Troubleshooting and debugging

General tips on debugging Converse

When debugging Converse, always make sure that you pass in debug: true to the converse.initialize call.

Converse will then log debug information to the browser’s developer console. Open the developer console and study the data that is logged to it.

Strope.js the underlying XMPP library which Converse uses, swallows errors, so that messaging can continue in cases where non-critical errors occur.

This is a useful feature and provides more stability, but it makes debugging trickier, because the app doesn’t crash when something goes wrong somewhere.

That’s why checking the debug output in the browser console is so important. If something goes wrong somewhere, the error will be logged there and you’ll be able to see it.

Additionally, Converse will in debug mode also log all XMPP stanzas (the XML snippets being sent between it and the server) to the console. This is very useful for debugging issues relating to the XMPP protocol.

For example, if a message or presence update doesn’t appear, one of the first things you can do is to set debug: true and then to check in the console whether the relevant XMPP stanzas are actually logged (which would mean that they were received by Converse). If they’re not logged, then the problem is more likely on the XMPP server’s end (perhaps a misconfiguration?). If they are logged, then there might be a bug or misconfiguration in Converse.

Performance issues with large rosters

Effort has been made to benchmark and optimize Converse to work with large rosters.

See for example the benchmarking tests in spec/profiling.js which can be used together with the profiling features of Chrome to find bottlenecks in the code.

However, with large rosters (more than 1000 contacts), rendering in Converse slows down a lot and it may become intolerably slow.

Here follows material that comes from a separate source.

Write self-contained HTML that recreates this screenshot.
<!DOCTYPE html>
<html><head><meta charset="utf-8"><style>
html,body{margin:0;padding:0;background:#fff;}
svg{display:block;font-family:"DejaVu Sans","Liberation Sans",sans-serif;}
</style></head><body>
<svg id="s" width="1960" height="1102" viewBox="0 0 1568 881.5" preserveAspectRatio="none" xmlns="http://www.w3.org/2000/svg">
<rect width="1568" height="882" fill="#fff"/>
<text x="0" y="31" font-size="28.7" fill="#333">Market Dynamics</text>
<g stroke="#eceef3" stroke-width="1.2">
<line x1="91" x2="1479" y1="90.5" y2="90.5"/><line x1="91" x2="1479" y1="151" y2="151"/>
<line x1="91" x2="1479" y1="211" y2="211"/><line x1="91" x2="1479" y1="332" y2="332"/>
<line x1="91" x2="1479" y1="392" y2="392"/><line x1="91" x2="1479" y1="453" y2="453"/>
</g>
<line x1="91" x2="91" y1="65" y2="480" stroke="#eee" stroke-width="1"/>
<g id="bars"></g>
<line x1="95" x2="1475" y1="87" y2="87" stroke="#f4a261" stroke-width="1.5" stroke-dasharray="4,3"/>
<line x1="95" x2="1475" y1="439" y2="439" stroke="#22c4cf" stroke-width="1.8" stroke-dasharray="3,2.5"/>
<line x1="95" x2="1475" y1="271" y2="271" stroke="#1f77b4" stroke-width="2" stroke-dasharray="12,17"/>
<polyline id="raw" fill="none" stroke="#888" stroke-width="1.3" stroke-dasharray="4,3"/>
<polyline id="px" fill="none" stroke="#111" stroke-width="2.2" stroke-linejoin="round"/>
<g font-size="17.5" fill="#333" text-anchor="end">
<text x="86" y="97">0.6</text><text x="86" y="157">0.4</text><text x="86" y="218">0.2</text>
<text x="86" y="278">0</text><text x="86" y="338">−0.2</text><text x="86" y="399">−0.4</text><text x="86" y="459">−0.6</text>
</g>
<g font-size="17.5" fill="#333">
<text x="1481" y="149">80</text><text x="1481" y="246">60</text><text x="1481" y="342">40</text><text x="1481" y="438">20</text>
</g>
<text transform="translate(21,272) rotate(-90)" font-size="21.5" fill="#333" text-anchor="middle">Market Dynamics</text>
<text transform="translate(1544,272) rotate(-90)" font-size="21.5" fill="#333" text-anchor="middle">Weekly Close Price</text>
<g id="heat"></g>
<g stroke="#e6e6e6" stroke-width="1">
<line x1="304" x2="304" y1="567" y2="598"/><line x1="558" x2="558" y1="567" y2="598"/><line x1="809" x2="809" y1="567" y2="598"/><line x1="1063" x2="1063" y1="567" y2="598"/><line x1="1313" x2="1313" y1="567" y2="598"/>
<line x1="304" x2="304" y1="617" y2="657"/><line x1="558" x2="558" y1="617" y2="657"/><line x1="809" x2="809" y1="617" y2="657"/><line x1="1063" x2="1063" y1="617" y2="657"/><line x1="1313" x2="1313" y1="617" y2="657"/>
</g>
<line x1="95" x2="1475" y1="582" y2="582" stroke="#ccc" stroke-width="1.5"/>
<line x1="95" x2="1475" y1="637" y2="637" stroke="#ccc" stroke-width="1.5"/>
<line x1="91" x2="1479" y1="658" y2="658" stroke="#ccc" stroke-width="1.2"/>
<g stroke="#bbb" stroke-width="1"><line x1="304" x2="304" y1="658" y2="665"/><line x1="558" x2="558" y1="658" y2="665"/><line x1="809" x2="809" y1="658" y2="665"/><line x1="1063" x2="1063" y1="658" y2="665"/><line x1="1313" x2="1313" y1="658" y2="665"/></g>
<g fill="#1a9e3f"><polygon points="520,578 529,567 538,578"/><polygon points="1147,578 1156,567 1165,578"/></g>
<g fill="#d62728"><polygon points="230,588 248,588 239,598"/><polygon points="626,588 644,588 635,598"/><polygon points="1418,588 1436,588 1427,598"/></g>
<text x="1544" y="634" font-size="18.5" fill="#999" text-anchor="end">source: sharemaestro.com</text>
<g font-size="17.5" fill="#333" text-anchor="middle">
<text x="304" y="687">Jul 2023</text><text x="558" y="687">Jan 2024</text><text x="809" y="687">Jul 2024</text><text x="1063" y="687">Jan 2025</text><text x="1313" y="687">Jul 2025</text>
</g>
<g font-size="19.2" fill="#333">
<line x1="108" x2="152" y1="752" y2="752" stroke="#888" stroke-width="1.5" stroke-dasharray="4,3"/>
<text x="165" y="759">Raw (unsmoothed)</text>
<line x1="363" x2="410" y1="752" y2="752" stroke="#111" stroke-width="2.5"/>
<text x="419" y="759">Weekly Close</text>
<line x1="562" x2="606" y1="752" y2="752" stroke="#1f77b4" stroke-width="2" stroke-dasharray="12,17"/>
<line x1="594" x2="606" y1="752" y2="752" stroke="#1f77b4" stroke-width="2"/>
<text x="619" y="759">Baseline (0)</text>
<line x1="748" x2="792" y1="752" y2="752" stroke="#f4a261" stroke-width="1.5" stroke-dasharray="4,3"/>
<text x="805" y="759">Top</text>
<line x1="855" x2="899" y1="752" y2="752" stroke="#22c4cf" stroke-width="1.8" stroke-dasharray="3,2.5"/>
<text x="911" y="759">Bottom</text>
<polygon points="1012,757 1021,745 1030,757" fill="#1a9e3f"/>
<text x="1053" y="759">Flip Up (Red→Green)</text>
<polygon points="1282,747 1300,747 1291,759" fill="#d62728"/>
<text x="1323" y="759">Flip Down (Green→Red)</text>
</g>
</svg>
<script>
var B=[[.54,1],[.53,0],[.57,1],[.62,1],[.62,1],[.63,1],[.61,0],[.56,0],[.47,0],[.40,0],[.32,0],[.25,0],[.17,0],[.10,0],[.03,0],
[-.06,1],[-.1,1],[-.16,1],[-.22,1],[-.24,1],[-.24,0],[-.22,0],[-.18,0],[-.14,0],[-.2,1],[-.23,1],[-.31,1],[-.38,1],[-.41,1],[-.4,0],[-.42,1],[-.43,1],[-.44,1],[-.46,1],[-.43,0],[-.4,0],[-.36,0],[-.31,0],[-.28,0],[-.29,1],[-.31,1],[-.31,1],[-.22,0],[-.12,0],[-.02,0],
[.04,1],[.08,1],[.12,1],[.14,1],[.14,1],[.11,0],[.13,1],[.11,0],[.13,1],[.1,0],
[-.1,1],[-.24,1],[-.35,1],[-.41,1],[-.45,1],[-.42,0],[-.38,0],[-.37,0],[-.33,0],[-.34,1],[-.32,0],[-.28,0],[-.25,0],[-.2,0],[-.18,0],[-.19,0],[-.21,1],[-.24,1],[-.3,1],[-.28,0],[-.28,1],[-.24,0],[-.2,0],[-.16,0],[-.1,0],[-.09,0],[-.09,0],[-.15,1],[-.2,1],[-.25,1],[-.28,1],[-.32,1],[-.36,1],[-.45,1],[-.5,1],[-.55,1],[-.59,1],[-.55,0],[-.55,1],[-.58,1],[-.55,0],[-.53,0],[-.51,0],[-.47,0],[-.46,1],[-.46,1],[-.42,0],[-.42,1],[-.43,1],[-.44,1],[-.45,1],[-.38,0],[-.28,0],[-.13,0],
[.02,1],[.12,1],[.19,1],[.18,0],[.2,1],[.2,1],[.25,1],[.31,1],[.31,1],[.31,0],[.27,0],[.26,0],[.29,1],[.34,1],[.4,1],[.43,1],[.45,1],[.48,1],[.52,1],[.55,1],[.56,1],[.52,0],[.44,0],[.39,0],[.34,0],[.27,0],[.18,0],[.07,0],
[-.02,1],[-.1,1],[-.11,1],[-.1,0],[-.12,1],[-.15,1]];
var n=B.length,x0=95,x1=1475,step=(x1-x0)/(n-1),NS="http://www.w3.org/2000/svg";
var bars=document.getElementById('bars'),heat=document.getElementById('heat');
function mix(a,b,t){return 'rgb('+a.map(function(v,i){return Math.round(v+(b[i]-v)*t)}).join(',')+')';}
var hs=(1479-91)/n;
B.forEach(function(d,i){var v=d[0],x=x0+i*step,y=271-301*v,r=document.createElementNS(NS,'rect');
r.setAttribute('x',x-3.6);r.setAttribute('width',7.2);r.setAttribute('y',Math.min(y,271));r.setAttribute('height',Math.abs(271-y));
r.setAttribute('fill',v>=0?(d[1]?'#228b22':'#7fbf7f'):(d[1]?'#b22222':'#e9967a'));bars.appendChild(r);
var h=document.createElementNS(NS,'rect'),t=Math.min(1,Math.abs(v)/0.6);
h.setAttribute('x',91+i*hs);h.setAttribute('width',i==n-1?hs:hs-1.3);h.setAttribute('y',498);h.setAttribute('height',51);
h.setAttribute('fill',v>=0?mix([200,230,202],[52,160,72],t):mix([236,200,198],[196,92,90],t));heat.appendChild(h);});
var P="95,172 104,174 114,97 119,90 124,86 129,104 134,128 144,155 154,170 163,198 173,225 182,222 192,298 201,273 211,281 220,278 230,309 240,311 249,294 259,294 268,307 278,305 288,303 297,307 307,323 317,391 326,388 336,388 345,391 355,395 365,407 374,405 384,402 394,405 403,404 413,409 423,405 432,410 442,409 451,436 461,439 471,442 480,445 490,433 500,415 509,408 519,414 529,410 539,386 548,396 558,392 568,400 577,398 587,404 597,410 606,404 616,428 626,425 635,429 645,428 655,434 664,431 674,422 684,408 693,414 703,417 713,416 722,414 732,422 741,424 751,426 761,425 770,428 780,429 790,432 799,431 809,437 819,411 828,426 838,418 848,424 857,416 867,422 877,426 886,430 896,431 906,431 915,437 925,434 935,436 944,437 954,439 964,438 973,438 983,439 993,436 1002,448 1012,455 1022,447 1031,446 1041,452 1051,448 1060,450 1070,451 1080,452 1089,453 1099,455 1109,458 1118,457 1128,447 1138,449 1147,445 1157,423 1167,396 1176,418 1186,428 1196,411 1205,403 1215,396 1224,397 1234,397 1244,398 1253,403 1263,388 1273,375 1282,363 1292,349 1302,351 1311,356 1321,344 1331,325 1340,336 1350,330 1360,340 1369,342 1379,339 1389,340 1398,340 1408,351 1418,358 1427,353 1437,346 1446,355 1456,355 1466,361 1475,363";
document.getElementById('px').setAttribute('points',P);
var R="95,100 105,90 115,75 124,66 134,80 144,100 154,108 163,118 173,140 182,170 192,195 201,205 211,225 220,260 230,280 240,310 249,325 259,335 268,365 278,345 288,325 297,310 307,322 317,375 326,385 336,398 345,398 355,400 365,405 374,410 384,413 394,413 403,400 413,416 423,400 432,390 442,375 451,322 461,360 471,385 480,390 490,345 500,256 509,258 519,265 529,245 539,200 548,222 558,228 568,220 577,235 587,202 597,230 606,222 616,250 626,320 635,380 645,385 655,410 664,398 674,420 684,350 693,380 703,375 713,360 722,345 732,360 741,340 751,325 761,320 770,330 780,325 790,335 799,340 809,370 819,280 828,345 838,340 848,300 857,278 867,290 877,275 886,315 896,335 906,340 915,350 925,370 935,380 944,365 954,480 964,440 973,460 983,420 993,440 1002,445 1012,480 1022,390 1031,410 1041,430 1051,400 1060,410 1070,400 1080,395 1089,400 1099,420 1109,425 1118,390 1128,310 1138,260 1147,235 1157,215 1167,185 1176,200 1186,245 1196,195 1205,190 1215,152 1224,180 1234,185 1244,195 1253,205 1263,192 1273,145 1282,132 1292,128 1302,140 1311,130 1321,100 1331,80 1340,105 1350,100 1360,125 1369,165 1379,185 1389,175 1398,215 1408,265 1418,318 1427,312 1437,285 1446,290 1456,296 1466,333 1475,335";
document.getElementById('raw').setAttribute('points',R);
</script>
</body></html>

One simple trick to improve performance is to set show_only_online_users: true. This will (usually) reduce the amount of contacts that get rendered in the roster, which eases one of the remaining performance bottlenecks.

File upload is not working

One of the most common causes for file upload not working is a lack of CORS support by the file server to which the file should be uploaded.

CORS stands for Cross-Origin Resource Sharing (CORS) and is a technique for overcoming browser restrictions related to the same-origin security policy.

For example, if the domain under which you host Converse is example.org, but the domain of your of your HTTP file server (for XEP-0363 HTTP File Upload) is upload.example.org, then the HTTP file server needs to enable CORS.

If you’re not sure what the domain of the HTTP file server is, take a look at the console of your browser’s developer tools.

You might see an error like this one:

Cross-Origin Request Blocked: The Same Origin Policy disallows reading the remote resource at https://example.de:5443/...

You might also see a 404 HTTP response for an OPTIONS request in the Network Tab of your browser’s developer tools.

An OPTIONS request is usually a so-called CORS pre-flight request which is used by the browser to find out whether the endpoint supports Cross-Origin Resource Sharing (CORS).

If you get a 404 response for such a request, then the endpoint does NOT support CORS and the browser will prevent requests from being made to it.

This will prevent you from uploading files to it.

How you solve a CORS-related issue depends on your particular setup, specifically it depends on what you’re using as the HTTP file server.

CORS is enabled by adding an Access-Control-Allow-Origin header, so you’ll have to configure your file server to add this header.